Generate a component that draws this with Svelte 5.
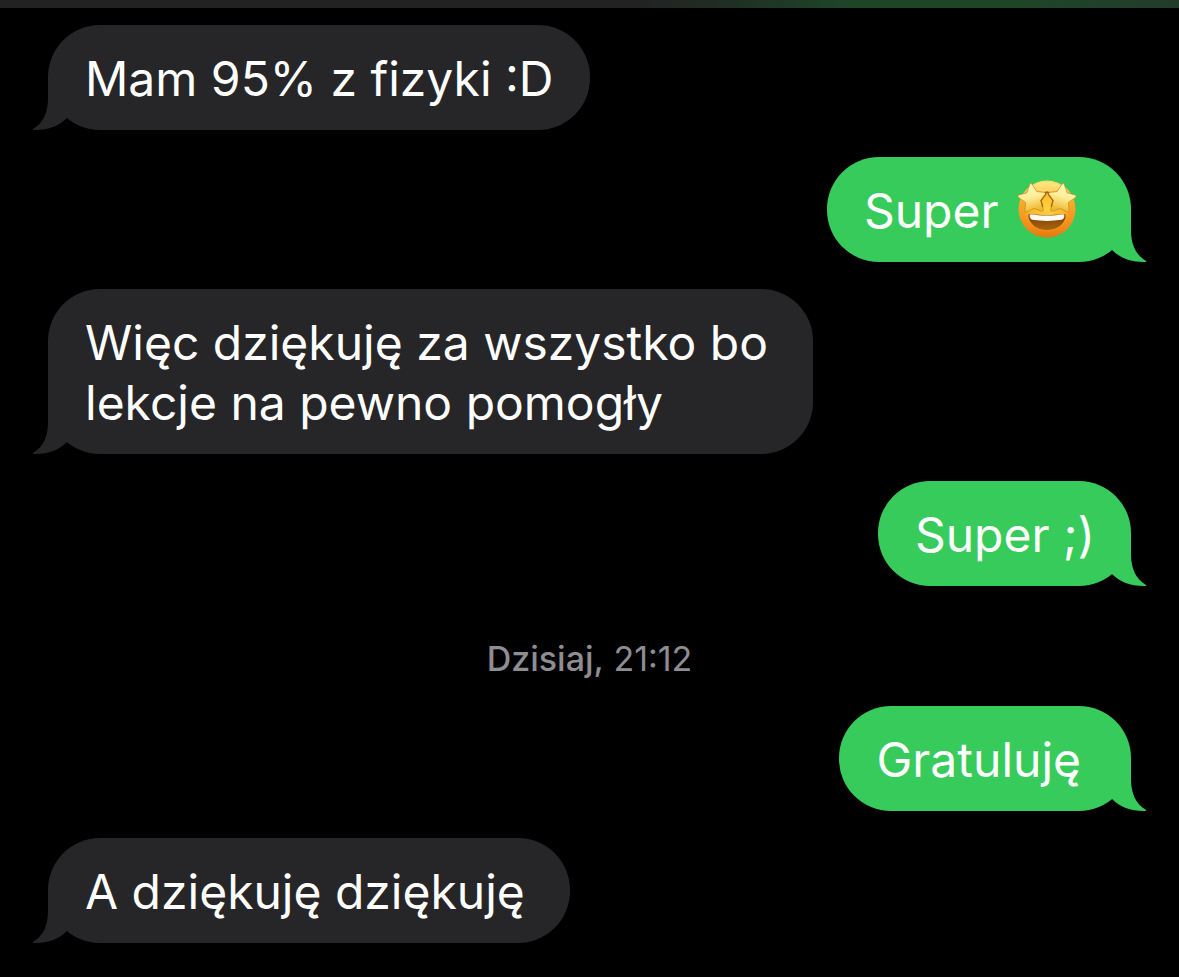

----------------

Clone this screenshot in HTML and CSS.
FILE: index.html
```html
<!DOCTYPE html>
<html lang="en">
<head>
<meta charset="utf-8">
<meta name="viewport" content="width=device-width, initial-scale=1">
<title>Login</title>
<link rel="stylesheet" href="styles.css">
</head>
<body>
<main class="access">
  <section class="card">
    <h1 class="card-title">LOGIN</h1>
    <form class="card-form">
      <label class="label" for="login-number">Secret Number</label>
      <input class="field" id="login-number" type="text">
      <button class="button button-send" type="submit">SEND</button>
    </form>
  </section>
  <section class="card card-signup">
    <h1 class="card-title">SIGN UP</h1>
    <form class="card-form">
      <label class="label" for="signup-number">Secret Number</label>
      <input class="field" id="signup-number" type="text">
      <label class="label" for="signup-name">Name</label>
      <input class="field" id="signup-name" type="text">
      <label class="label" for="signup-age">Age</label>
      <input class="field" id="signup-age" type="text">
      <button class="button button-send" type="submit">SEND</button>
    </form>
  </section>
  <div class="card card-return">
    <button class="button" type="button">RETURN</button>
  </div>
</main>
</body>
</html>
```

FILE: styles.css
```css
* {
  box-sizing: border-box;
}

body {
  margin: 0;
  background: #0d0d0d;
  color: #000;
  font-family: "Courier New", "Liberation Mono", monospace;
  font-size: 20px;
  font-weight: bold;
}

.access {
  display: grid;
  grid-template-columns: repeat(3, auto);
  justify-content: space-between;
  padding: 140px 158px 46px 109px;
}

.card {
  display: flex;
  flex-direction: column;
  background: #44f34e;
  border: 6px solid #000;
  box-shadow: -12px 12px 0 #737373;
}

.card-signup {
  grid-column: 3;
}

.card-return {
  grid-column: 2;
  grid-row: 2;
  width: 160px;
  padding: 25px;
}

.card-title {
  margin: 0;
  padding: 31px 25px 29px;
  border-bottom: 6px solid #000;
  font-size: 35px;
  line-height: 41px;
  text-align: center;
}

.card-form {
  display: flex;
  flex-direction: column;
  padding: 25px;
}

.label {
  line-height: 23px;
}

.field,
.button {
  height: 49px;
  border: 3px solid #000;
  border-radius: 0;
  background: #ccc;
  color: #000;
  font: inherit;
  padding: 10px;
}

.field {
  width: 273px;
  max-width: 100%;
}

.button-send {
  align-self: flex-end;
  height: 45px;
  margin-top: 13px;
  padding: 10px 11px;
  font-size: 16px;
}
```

----------------

WHAT THE EXERCISE ASKS
Look through the entries above for the word "this". Copy every line where it shows up.

THE COMPLETED TASK
Generate a component that draws this with Svelte 5.
Clone this screenshot in HTML and CSS.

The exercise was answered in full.